■ Task statement:
Can you transcribe every line exactly and leave the pictures behind?

■ Dataset section:
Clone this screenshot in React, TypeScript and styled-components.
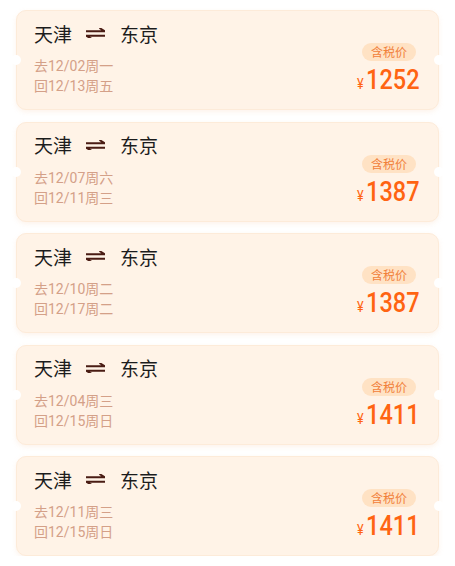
import React from 'react';
import styled, { createGlobalStyle } from 'styled-components';

const GlobalStyle = createGlobalStyle`
  html, body {
    margin: 0;
    padding: 0;
    background: #ffffff;
    font-family: Roboto, "Noto Sans CJK SC", sans-serif;
  }
`;

type Trip = {
  go: string;
  back: string;
  price: number;
};

const trips: Trip[] = [
  { go: '去12/02周一', back: '回12/13周五', price: 1252 },
  { go: '去12/07周六', back: '回12/11周三', price: 1387 },
  { go: '去12/10周二', back: '回12/17周二', price: 1387 },
  { go: '去12/04周三', back: '回12/15周日', price: 1411 },
  { go: '去12/11周三', back: '回12/15周日', price: 1411 }
];

const List = styled.div`
  display: flex;
  flex-direction: column;
  gap: 11.5px;
  padding: 10px 16px 0 16px;
`;

const Card = styled.div`
  position: relative;
  box-sizing: border-box;
  height: 100px;
  display: flex;
  justify-content: space-between;
  align-items: flex-end;
  padding: 10px 18px 13px 17px;
  background: #fff3e7;
  border: 1px solid #fdebd9;
  border-radius: 10px;
  box-shadow: 0 2px 5px rgba(245, 200, 165, 0.22);

  &::before,
  &::after {
    content: '';
    position: absolute;
    top: 50%;
    width: 10px;
    height: 10px;
    margin-top: -5px;
    border-radius: 50%;
    background: #ffffff;
  }
  &::before {
    left: -6px;
  }
  &::after {
    right: -6px;
  }
`;

const Left = styled.div`
  display: flex;
  flex-direction: column;
  align-self: stretch;
`;

const Route = styled.div`
  display: flex;
  align-items: center;
  height: 24px;
  font-size: 19px;
  color: #1c1c1c;
  font-family: "Noto Sans CJK SC", sans-serif;
`;

const Swap = styled.svg`
  margin: 0 15px 0 14px;
`;

const Dates = styled.div`
  margin-top: 11px;
  font-size: 14px;
  line-height: 20px;
  color: #d4a088;
`;

const Right = styled.div`
  display: flex;
  flex-direction: column;
  align-items: flex-end;
`;

const Badge = styled.span`
  height: 18px;
  line-height: 18px;
  padding: 0 9px;
  border-radius: 9px;
  background: #ffe2c4;
  color: #f1803a;
  font-size: 12px;
  font-family: "Noto Sans CJK SC", sans-serif;
  margin-right: 4px;
`;

const Price = styled.div`
  margin-top: 3px;
  height: 32px;
  line-height: 32px;
  color: #ff6412;
  white-space: nowrap;
  transform: scaleX(0.84);
  transform-origin: right center;
`;

const Yen = styled.span`
  font-size: 15px;
  margin-right: 3px;
`;

const Amount = styled.span`
  font-size: 28px;
  font-weight: 500;
`;

const SwapIcon = () => (
  <Swap width="19" height="10" viewBox="0 0 19 10">
    <path d="M0 3.2h18.5L13.5 0" fill="none" stroke="#4a1c14" strokeWidth="2" />
    <path d="M19 7.8H0.5L5.5 10.8" fill="none" stroke="#4a1c14" strokeWidth="2" />
  </Swap>
);

const TripCard: React.FC<{ trip: Trip }> = ({ trip }) => (
  <Card>
    <Left>
      <Route>
        天津
        <SwapIcon />
        东京
      </Route>
      <Dates>
        <div>{trip.go}</div>
        <div>{trip.back}</div>
      </Dates>
    </Left>
    <Right>
      <Badge>含税价</Badge>
      <Price>
        <Yen>¥</Yen>
        <Amount>{trip.price}</Amount>
      </Price>
    </Right>
  </Card>
);

const App: React.FC = () => (
  <>
    <GlobalStyle />
    <List>
      {trips.map((t, i) => (
        <TripCard key={i} trip={t} />
      ))}
    </List>
  </>
);

export default App;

■ Worked solution:
Clone this screenshot in React, TypeScript and styled-components.
import React from 'react';
import styled, { createGlobalStyle } from 'styled-components';

const GlobalStyle = createGlobalStyle`
  html, body {
    margin: 0;
    padding: 0;
    background: #ffffff;
    font-family: Roboto, "Noto Sans CJK SC", sans-serif;
  }
`;

type Trip = {
  go: string;
  back: string;
  price: number;
};

const trips: Trip[] = [
  { go: '去12/02周一', back: '回12/13周五', price: 1252 },
  { go: '去12/07周六', back: '回12/11周三', price: 1387 },
  { go: '去12/10周二', back: '回12/17周二', price: 1387 },
  { go: '去12/04周三', back: '回12/15周日', price: 1411 },
  { go: '去12/11周三', back: '回12/15周日', price: 1411 }
];

const List = styled.div`
  display: flex;
  flex-direction: column;
  gap: 11.5px;
  padding: 10px 16px 0 16px;
`;

const Card = styled.div`
  position: relative;
  box-sizing: border-box;
  height: 100px;
  display: flex;
  justify-content: space-between;
  align-items: flex-end;
  padding: 10px 18px 13px 17px;
  background: #fff3e7;
  border: 1px solid #fdebd9;
  border-radius: 10px;
  box-shadow: 0 2px 5px rgba(245, 200, 165, 0.22);

  &::before,
  &::after {
    content: '';
    position: absolute;
    top: 50%;
    width: 10px;
    height: 10px;
    margin-top: -5px;
    border-radius: 50%;
    background: #ffffff;
  }
  &::before {
    left: -6px;
  }
  &::after {
    right: -6px;
  }
`;

const Left = styled.div`
  display: flex;
  flex-direction: column;
  align-self: stretch;
`;

const Route = styled.div`
  display: flex;
  align-items: center;
  height: 24px;
  font-size: 19px;
  color: #1c1c1c;
  font-family: "Noto Sans CJK SC", sans-serif;
`;

const Swap = styled.svg`
  margin: 0 15px 0 14px;
`;

const Dates = styled.div`
  margin-top: 11px;
  font-size: 14px;
  line-height: 20px;
  color: #d4a088;
`;

const Right = styled.div`
  display: flex;
  flex-direction: column;
  align-items: flex-end;
`;

const Badge = styled.span`
  height: 18px;
  line-height: 18px;
  padding: 0 9px;
  border-radius: 9px;
  background: #ffe2c4;
  color: #f1803a;
  font-size: 12px;
  font-family: "Noto Sans CJK SC", sans-serif;
  margin-right: 4px;
`;

const Price = styled.div`
  margin-top: 3px;
  height: 32px;
  line-height: 32px;
  color: #ff6412;
  white-space: nowrap;
  transform: scaleX(0.84);
  transform-origin: right center;
`;

const Yen = styled.span`
  font-size: 15px;
  margin-right: 3px;
`;

const Amount = styled.span`
  font-size: 28px;
  font-weight: 500;
`;

const SwapIcon = () => (
  <Swap width="19" height="10" viewBox="0 0 19 10">
    <path d="M0 3.2h18.5L13.5 0" fill="none" stroke="#4a1c14" strokeWidth="2" />
    <path d="M19 7.8H0.5L5.5 10.8" fill="none" stroke="#4a1c14" strokeWidth="2" />
  </Swap>
);

const TripCard: React.FC<{ trip: Trip }> = ({ trip }) => (
  <Card>
    <Left>
      <Route>
        天津
        <SwapIcon />
        东京
      </Route>
      <Dates>
        <div>{trip.go}</div>
        <div>{trip.back}</div>
      </Dates>
    </Left>
    <Right>
      <Badge>含税价</Badge>
      <Price>
        <Yen>¥</Yen>
        <Amount>{trip.price}</Amount>
      </Price>
    </Right>
  </Card>
);

const App: React.FC = () => (
  <>
    <GlobalStyle />
    <List>
      {trips.map((t, i) => (
        <TripCard key={i} trip={t} />
      ))}
    </List>
  </>
);

export default App;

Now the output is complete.